Prop 8 Defender Flees Televised Discussion

On Wednesday, October 6, I participated in a public panel discussion of the Perry vs. Schwarzenegger case and the constitutionality of denying same-sex couples the freedom to marry. Hosted by the renowned public policy organization The Aspen Institute, the program was to include Chuck Cooper (counsel for the Proponents of Prop. 8 in the Perry case), Matt McGill (one of the senior lawyers for the plaintiffs in the case), and Prof. Helen Alvare of George Mason Law School (who has worked in the past for the National Conference of Catholic Bishops and has assisted the Holy See). The dialogue was to be recorded and made available online.

The day before the program was to be held, CSPAN indicated it was interested in televising the discussion. Hearing this, Chuck Cooper refused to participate and withdrew, based on opposition to having his discussions of the case appear in any way that could be seen by judges who might rule upon the case. At this point, Prof. Alvare also objected to a recording of the dialogue even being placed online (although that had been part of the terms of the original invitation) because, she said, prior public debates she had participated in had led to her receiving threatening phone calls and her husband urged her not to do something that might lead to that recurring. As a result, CSPAN was disinvited and the discussion was not put online.

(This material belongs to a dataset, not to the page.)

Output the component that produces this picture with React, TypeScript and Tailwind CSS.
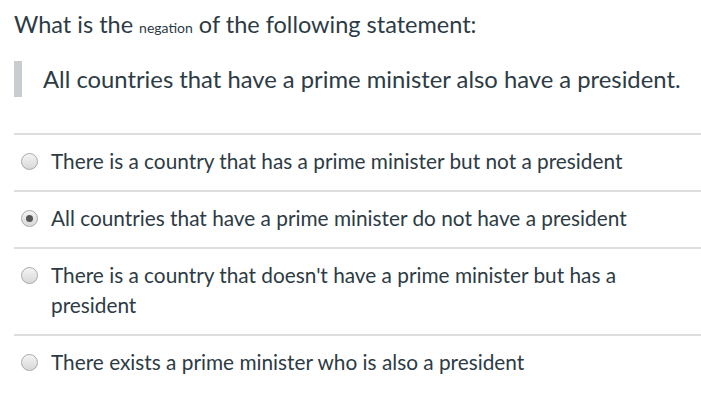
export default function App() {
  const options = [
    { text: "There is a country that has a prime minister but not a president", checked: false },
    { text: "All countries that have a prime minister do not have a president", checked: true },
    { text: "There is a country that doesn't have a prime minister but has a president", checked: false },
    { text: "There exists a prime minister who is also a president", checked: false },
  ];

  return (
    <div className="min-h-[403px] w-[701px] bg-white pl-[14px] font-['Lato','Noto_Sans',sans-serif] text-[#2d3b45]">
      {/* question */}
      <div className="pt-[6px] text-[23.5px] leading-[36px]">
        What is the <span className="text-[14px]">negation</span> of the following statement:
      </div>
      <div className="mt-[15px] border-l-[8px] border-[#c7cdd1] pl-[21px] text-[23.8px] leading-[36px]">
        All countries that have a prime minister also have a president.
      </div>

      {/* answers */}
      <div className="mt-[36px]">
        {options.map((o, i) => (
          <div
            key={i}
            className="flex items-start border-t-2 border-[#dddddd] pb-[14px] pl-[7px] pr-[70px] pt-[11px] text-[20.8px] leading-[30px]"
          >
            <span className="flex h-[30px] shrink-0 items-center">
              <span className="flex h-[17px] w-[17px] items-center justify-center rounded-full border border-[#a9a9a9] bg-gradient-to-b from-[#f4f4f4] to-[#d8d8d8]">
                {o.checked && <span className="h-[7px] w-[7px] rounded-full bg-[#555555]" />}
              </span>
            </span>
            <span className="ml-[13px]">{o.text}</span>
          </div>
        ))}
      </div>
    </div>
  );
}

While these events may not seem momentous, they are emblematic of a frightening strategy increasingly used by the opponents to equal rights for gay people. The Perry trial could not be televised, they argued, because expert witnesses, whose job is explaining their views to the public, might be intimidated by the public attention. Now, apparently, even discussions of the case are to be shielded from the general public. The narrative they have used to justify this is that they supposedly are the victims, not those whose rights they seek to deny. Gay people are the bullies, they assert, not those who discriminate against and harass us. They are afraid, they say, although we are the ones repeatedly murdered or driven to suicide.The truth is that their arguments are built upon nothing more than fear and stereotypes and they do not want to have their sound-bites subjected to evidentiary or sustained analytic scrutiny by the public.

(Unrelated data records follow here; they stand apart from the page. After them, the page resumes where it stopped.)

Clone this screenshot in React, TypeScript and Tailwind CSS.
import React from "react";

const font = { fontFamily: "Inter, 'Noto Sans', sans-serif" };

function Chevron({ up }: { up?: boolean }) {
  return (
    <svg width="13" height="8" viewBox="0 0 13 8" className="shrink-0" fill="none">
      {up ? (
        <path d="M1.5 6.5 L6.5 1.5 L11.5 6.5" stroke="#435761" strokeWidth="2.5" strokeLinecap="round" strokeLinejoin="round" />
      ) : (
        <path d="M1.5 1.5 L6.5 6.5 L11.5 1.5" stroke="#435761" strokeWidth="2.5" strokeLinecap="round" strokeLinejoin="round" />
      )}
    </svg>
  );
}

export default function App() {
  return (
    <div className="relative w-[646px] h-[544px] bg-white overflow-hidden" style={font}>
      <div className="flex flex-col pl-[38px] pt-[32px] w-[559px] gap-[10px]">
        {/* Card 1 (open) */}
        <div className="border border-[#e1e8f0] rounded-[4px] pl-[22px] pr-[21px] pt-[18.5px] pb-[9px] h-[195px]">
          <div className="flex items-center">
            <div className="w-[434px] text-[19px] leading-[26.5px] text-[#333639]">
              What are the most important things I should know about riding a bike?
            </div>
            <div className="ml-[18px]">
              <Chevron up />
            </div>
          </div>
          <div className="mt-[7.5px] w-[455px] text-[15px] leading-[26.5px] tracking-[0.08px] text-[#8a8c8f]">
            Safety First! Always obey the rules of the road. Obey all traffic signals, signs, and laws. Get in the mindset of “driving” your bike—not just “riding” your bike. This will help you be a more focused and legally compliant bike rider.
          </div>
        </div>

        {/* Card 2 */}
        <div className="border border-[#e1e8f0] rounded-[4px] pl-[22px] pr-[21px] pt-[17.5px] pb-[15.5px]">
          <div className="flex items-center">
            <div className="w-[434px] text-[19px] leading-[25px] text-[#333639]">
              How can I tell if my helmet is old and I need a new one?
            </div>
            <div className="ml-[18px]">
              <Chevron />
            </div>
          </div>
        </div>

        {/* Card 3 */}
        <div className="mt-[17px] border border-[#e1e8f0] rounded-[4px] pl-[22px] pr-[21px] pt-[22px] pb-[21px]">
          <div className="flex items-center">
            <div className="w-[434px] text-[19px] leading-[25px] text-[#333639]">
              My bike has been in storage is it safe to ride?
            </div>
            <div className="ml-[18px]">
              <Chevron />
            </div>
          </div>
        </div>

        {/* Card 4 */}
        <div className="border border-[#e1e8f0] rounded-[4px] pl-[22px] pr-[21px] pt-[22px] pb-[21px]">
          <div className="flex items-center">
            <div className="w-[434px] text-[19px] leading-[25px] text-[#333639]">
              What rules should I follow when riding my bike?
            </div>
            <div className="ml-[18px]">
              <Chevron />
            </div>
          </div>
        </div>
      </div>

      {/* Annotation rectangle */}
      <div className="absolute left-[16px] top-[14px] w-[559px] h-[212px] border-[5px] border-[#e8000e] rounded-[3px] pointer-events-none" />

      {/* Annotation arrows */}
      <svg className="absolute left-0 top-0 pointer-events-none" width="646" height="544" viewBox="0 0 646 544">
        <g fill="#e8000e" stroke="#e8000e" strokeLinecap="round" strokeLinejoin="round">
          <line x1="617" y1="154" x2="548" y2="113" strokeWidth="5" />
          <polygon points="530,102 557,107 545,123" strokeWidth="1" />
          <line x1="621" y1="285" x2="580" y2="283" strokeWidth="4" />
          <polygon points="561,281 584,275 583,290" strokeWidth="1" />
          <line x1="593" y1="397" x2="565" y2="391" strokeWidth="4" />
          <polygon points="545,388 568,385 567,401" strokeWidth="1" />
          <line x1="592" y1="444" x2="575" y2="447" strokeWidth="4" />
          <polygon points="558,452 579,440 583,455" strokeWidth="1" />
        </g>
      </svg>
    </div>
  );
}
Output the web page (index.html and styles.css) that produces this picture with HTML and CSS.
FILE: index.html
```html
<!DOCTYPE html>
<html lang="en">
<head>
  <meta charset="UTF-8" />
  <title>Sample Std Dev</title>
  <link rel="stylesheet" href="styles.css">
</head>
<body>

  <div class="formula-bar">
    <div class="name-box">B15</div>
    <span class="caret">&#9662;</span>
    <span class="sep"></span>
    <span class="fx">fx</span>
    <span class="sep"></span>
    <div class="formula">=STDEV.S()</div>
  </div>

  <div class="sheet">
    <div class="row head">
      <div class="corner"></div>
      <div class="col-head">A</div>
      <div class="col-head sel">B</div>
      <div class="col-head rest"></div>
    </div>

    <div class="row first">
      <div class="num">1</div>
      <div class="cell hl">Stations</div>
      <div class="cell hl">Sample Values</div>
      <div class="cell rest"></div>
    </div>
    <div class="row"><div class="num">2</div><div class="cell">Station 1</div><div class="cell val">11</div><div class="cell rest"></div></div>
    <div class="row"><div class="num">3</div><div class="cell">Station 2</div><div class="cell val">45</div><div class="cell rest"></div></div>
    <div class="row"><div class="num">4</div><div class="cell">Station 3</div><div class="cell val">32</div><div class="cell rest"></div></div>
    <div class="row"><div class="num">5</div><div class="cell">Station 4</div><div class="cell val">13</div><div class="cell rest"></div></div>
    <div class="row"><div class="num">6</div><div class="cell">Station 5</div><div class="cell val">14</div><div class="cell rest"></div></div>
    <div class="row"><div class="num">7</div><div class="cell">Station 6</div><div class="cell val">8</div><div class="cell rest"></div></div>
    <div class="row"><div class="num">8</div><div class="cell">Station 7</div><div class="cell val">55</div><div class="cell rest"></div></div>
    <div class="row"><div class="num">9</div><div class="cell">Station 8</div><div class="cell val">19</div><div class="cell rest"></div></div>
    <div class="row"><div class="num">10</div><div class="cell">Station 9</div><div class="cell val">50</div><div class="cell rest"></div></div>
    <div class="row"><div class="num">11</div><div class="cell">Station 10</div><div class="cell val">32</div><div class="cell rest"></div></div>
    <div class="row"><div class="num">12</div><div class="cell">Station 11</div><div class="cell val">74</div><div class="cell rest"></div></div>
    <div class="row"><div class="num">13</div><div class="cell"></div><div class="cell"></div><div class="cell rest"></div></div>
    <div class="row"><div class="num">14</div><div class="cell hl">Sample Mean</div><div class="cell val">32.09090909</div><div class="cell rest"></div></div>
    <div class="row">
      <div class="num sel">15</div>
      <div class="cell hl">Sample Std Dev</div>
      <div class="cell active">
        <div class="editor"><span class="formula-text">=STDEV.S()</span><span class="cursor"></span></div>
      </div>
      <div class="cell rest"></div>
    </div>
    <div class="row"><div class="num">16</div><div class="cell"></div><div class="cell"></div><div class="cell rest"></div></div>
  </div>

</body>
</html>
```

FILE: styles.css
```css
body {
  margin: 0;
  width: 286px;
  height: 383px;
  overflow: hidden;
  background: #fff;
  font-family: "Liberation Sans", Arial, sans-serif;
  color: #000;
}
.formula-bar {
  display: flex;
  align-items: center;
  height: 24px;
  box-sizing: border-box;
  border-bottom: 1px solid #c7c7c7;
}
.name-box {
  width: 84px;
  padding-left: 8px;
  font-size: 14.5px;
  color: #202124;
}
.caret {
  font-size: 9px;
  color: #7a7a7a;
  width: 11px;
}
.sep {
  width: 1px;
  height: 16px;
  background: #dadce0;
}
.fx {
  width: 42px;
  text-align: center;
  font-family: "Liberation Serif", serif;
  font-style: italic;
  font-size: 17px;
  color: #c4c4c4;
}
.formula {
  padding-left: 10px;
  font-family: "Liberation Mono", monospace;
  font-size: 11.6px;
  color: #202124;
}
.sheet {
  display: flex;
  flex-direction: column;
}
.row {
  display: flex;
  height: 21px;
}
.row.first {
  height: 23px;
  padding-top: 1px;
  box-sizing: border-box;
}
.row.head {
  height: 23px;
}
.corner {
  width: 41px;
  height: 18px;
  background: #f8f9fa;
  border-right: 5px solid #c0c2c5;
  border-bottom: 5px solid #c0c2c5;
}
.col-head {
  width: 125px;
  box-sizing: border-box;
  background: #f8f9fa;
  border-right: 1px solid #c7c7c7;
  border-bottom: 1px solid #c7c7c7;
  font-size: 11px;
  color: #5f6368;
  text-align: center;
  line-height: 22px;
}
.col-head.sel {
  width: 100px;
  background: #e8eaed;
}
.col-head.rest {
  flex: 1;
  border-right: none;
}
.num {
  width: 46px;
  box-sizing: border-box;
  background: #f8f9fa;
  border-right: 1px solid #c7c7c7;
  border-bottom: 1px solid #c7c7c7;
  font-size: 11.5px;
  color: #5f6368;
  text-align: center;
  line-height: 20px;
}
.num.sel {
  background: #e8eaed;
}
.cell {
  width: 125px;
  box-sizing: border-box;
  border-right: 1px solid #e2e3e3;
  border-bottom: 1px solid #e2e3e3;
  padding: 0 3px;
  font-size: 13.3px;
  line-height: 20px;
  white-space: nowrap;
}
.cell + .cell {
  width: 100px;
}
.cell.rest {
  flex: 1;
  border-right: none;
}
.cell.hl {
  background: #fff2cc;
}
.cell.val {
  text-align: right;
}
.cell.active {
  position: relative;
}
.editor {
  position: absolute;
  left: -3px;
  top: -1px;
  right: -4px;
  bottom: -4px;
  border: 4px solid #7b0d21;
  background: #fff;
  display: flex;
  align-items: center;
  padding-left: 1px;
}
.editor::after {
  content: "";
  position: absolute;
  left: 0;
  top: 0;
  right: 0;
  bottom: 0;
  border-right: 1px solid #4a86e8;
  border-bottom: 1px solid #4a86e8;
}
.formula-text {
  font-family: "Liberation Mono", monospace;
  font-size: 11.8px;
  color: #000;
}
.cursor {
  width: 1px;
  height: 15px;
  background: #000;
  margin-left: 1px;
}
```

This strategy of secrecy was also employed in the Doe vs. Reed case, which was heard by the United States Supreme Court earlier this year. In that case, the group that sought to place an initiative on the Washington ballot to repeal the state's domestic partnership law claimed that those who signed petitions to place that measure on the ballot had to have their identity kept secret, lest they be targeted for harassment. Although the United States Supreme Court ruled that petition signers in general have no right to privacy, the antigay group is continuing with the lawsuit, claiming that theirs is a special case. Similarly, the National Organization for Marriage, which has raised millions of dollars to support ballot measures to prevent same-sex couples from marrying or entering civil unions, has filed lawsuits in several states to keep the identity of its donors secret.

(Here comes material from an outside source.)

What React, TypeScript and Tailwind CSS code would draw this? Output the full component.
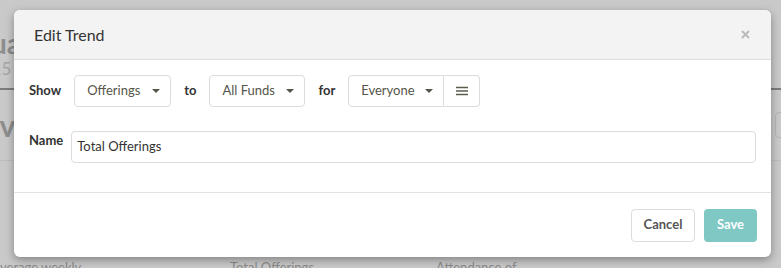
import { ReactNode } from "react";

const FONT = "font-['Lato','Open_Sans','Liberation_Sans',sans-serif]";

function Caret() {
  return (
    <svg width="8" height="4" viewBox="0 0 8 4" className="shrink-0">
      <path d="M0 0h8L4 4z" fill="#555549" />
    </svg>
  );
}

function Select({ label, w }: { label: string; w: string }) {
  return (
    <div
      className={`flex h-[32px] ${w} items-center justify-between rounded-[4px] border border-[#dcdcdc] bg-white pl-[12px] pr-[10px] text-[13px] text-[#555549]`}
    >
      <span>{label}</span>
      <Caret />
    </div>
  );
}

function Label({ children }: { children: ReactNode }) {
  return <span className="text-[13px] font-bold text-[#333]">{children}</span>;
}

export default function App() {
  return (
    <div className={`relative h-[268px] w-[781px] overflow-hidden bg-[#c9c9c9] ${FONT}`}>
      {/* page behind the overlay */}
      <div className="flex flex-col text-[#8e8e8e]">
        <div className="flex h-[90px] flex-col border-b-2 border-[#7c7c7c] pt-[26px]">
          <span className="ml-[-60px] text-[28px] font-bold leading-[34px]">Annua</span>
          <span className="ml-[-28px] text-[17px] leading-[18px] text-[#a5a5a5]">2015</span>
        </div>
        <div className="flex h-[71px] items-center justify-between border-b border-[#bdbdbd]">
          <span className="ml-[-44px] text-[30px] font-bold">Servi</span>
          <span className="mr-[-40px] h-[26px] w-[46px] rounded-[4px] border border-[#b5b5b5]" />
        </div>
        <div className="flex pt-[99px] text-[13px] leading-[14px] text-[#8a8a8a]">
          <span className="w-[230px]">verage weekly</span>
          <span className="w-[206px]">Total Offerings</span>
          <span>Attendance of</span>
        </div>
      </div>

      {/* modal */}
      <div className="absolute left-[14px] top-[10px] flex h-[247px] w-[757px] flex-col overflow-hidden rounded-[6px] bg-white shadow-[0_3px_9px_rgba(0,0,0,0.35)]">
        <div className="flex h-[50px] items-center justify-between border-b border-[#dedede] bg-[#f3f3f3] pl-[20px] pr-[21px]">
          <span className="text-[16px] text-[#333]">Edit Trend</span>
          <svg width="9" height="9" viewBox="0 0 9 9">
            <path d="M1 1l7 7M8 1L1 8" stroke="#b9b9b9" strokeWidth="1.8" />
          </svg>
        </div>

        <div className="flex h-[133px] flex-col gap-[24px] border-b border-[#e2e2e2] px-[15px] pt-[15px]">
          <div className="flex items-center gap-[13px]">
            <Label>Show</Label>
            <Select label="Offerings" w="w-[97px]" />
            <Label>to</Label>
            <Select label="All Funds" w="w-[96px]" />
            <Label>for</Label>
            <div className="flex">
              <div className="flex h-[32px] w-[96px] items-center justify-between rounded-l-[4px] border border-[#dcdcdc] pl-[12px] pr-[10px] text-[13px] text-[#555549]">
                <span>Everyone</span>
                <Caret />
              </div>
              <div className="flex h-[32px] w-[36px] items-center justify-center rounded-r-[4px] border border-l-0 border-[#dcdcdc]">
                <svg width="12" height="10" viewBox="0 0 12 10">
                  <path d="M0 1.5h12M0 5h12M0 8.5h12" stroke="#5b5e4d" strokeWidth="1.6" />
                </svg>
              </div>
            </div>
          </div>
          <div className="flex items-start gap-[8px]">
            <span className="leading-[16px]">
              <Label>Name</Label>
            </span>
            <div className="flex h-[32px] flex-1 items-center rounded-[4px] border border-[#dcdcdc] px-[5px] text-[13px] text-[#333]">
              Total Offerings
            </div>
          </div>
        </div>

        <div className="flex flex-1 items-center justify-end gap-[9px] pr-[14px]">
          <button className="h-[33px] w-[64px] rounded-[4px] border border-[#dcdcdc] bg-white text-[13px] font-bold text-[#555]">
            Cancel
          </button>
          <button className="h-[33px] w-[53px] rounded-[4px] bg-[#80c8c4] text-[13px] font-bold text-white">
            Save
          </button>
        </div>
      </div>
    </div>
  );
}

Our nation has much to fear from these tactics. Allowing those who would deprive others of their rights to act in secrecy allows them to act free of any accountability. While the histories and tolls of racism and homophobia are not the same, banning efforts to oppress others without accountability is the reason why there are laws that prohibit members of the KKK from engaging in their activities in hoods. Such concealment is not part of our American tradition. As even conservative stalwart Justice Scalia said in his opinion in the Doe vs. Reed case:

"There are laws against threats and intimidation; and harsh criticism, short of unlawful action, is a price our people have traditionally been willing to pay for self-governance. Requiring people to stand up in public for their political acts fosters civic courage, without which democracy is doomed. For my part, I do not look forward to a society which ... campaigns anonymously... and even exercises the direct democracy of initiative and referendum hidden from public scrutiny and protected from the accountability of criticism. This does not resemble the Home of the Brave."

In the 1970's, there was a song called The Revolution Will Not Be Televised, but with 24-hour news and the internet, much has changed in the coverage of public debate. If we allow political efforts to take away civil rights to proceed under the cover of secrecy, and give in to those who object to even having public discourse about those efforts be televised, this country will be in even more serious trouble.